--- What to work on ---
Pictures excluded, return the lines below from the first through the line holding "const GRID_LINES = [94, 149, 204, 259, 313, 368, 423];".

--- Available data ---

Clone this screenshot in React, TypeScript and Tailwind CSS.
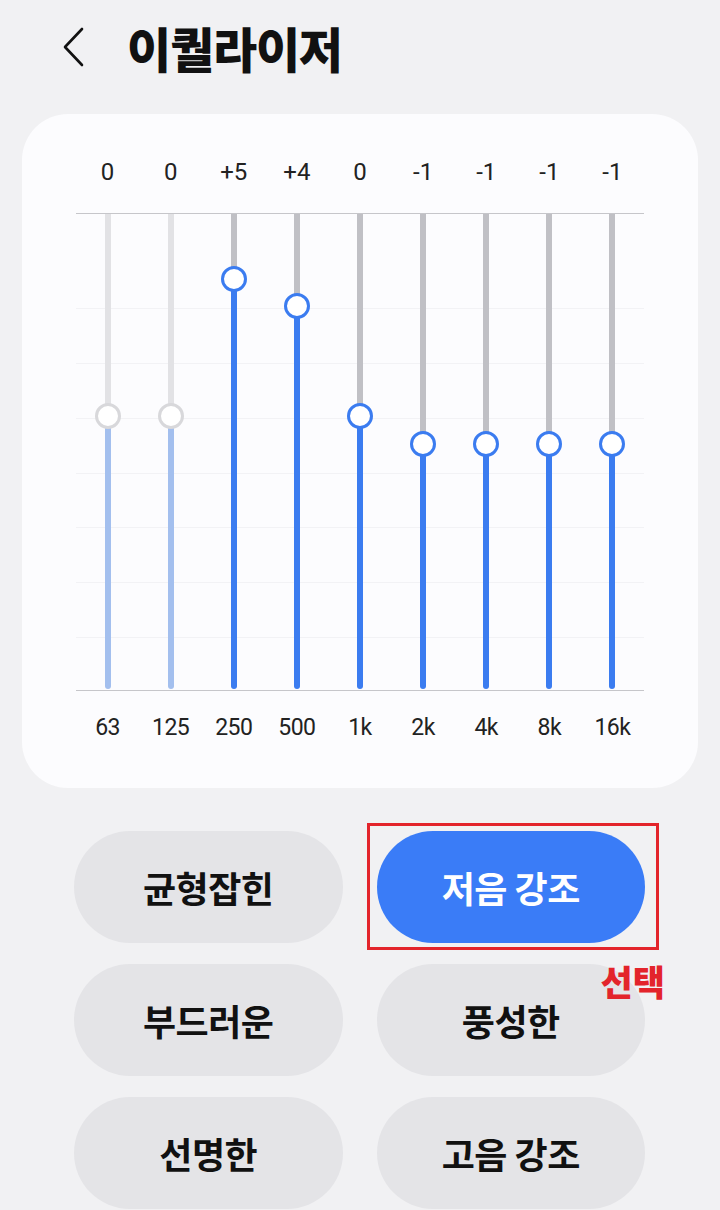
const BANDS = [
  { label: "63", value: 0, dim: true },
  { label: "125", value: 0, dim: true },
  { label: "250", value: 5, dim: false },
  { label: "500", value: 4, dim: false },
  { label: "1k", value: 0, dim: false },
  { label: "2k", value: -1, dim: false },
  { label: "4k", value: -1, dim: false },
  { label: "8k", value: -1, dim: false },
  { label: "16k", value: -1, dim: false },
];

const PRESETS = ["균형잡힌", "저음 강조", "부드러운", "풍성한", "선명한", "고음 강조"];

const GRID_LINES = [94, 149, 204, 259, 313, 368, 423];

// 0 sits at 202px below the top line, each step is ~27.5px
const zeroY = 202;
const step = 27.5;

function fmt(v: number) {
  if (v > 0) return `+${v}`;
  return `${v}`;
}

function Band({ value, dim }: { value: number; dim: boolean }) {
  const y = zeroY - value * step;
  return (
    <div className="relative flex h-full flex-1 justify-center">
      <div className="flex h-[475px] w-[6px] flex-col overflow-hidden rounded-b-full">
        <div
          className={dim ? "bg-[#e2e2e5]" : "bg-[#c0c0c5]"}
          style={{ height: y }}
        />
        <div className={dim ? "flex-1 bg-[#a3bfee]" : "flex-1 bg-[#3b7cf0]"} />
      </div>
      <div
        className={
          "absolute left-1/2 h-[26px] w-[26px] -translate-x-1/2 rounded-full border-[3.5px] bg-white " +
          (dim ? "border-[#d8d8db]" : "border-[#3b7cf0]")
        }
        style={{ top: y - 13 }}
      />
    </div>
  );
}

export default function App() {
  return (
    <div
      className="min-h-[1210px] w-[720px] overflow-hidden bg-[#f1f1f3] text-[#111]"
      style={{ fontFamily: "'Noto Sans CJK KR', 'Noto Sans', sans-serif" }}
    >
      {/* Header */}
      <div className="flex h-[94px] items-center pl-[60px]">
        <svg width="28" height="44" viewBox="0 0 28 44" fill="none">
          <path
            d="M22 4L5 22L22 40"
            stroke="#111"
            strokeWidth="2.6"
            strokeLinecap="round"
            strokeLinejoin="round"
          />
        </svg>
        <h1 className="ml-[39px] text-[48px] font-extrabold leading-none tracking-[-1.2px]">
          이퀄라이저
        </h1>
      </div>

      {/* EQ card */}
      <div className="mx-[22px] mt-[20px] rounded-[46px] bg-[#fcfcfe] px-[54px] pb-[45px] pt-[43px]">
        <div
          className="flex h-[30px] text-[24px] leading-[30px] text-[#222]"
          style={{ fontFamily: "Roboto, 'Noto Sans', sans-serif" }}
        >
          {BANDS.map((b) => (
            <div key={b.label} className="flex-1 text-center">
              {fmt(b.value)}
            </div>
          ))}
        </div>

        <div className="relative mt-[26px] h-[478px] border-y border-[#c6c6ca]">
          {GRID_LINES.map((t) => (
            <div
              key={t}
              className="absolute inset-x-0 h-px bg-[#f2f2f5]"
              style={{ top: t }}
            />
          ))}
          <div className="relative flex h-full">
            {BANDS.map((b) => (
              <Band key={b.label} value={b.value} dim={b.dim} />
            ))}
          </div>
        </div>

        <div
          className="mt-[22px] flex h-[30px] text-[23px] leading-[30px] text-[#222]"
          style={{ fontFamily: "Roboto, 'Noto Sans', sans-serif" }}
        >
          {BANDS.map((b) => (
            <div key={b.label} className="flex-1 text-center tracking-[-0.5px]">
              {b.label}
            </div>
          ))}
        </div>
      </div>

      {/* Presets */}
      <div className="mt-[43px] grid grid-cols-2 gap-x-[34px] gap-y-[21px] pl-[74px] pr-[75px]">
        {PRESETS.map((p) => {
          const selected = p === "저음 강조";
          return (
            <div key={p} className={selected ? "relative z-10" : "relative"}>
              <div
                className={
                  "flex h-[112px] items-center justify-center rounded-full text-[36px] font-bold tracking-[-0.5px] " +
                  (selected ? "bg-[#3a7cf7] text-white" : "bg-[#e4e4e7] text-[#111]")
                }
              >
                {p}
              </div>
              {selected && (
                <>
                  <div className="absolute left-[-10px] top-[-8px] h-[127px] w-[292px] border-[3.5px] border-[#e3242b]" />
                  <div className="absolute left-[224px] top-[132px] whitespace-nowrap text-[35px] font-extrabold leading-none text-[#e3242b]">
                    선택
                  </div>
                </>
              )}
            </div>
          );
        })}
      </div>
    </div>
  );
}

--- Solution for this task ---
Clone this screenshot in React, TypeScript and Tailwind CSS.
const BANDS = [
  { label: "63", value: 0, dim: true },
  { label: "125", value: 0, dim: true },
  { label: "250", value: 5, dim: false },
  { label: "500", value: 4, dim: false },
  { label: "1k", value: 0, dim: false },
  { label: "2k", value: -1, dim: false },
  { label: "4k", value: -1, dim: false },
  { label: "8k", value: -1, dim: false },
  { label: "16k", value: -1, dim: false },
];

const PRESETS = ["균형잡힌", "저음 강조", "부드러운", "풍성한", "선명한", "고음 강조"];

const GRID_LINES = [94, 149, 204, 259, 313, 368, 423];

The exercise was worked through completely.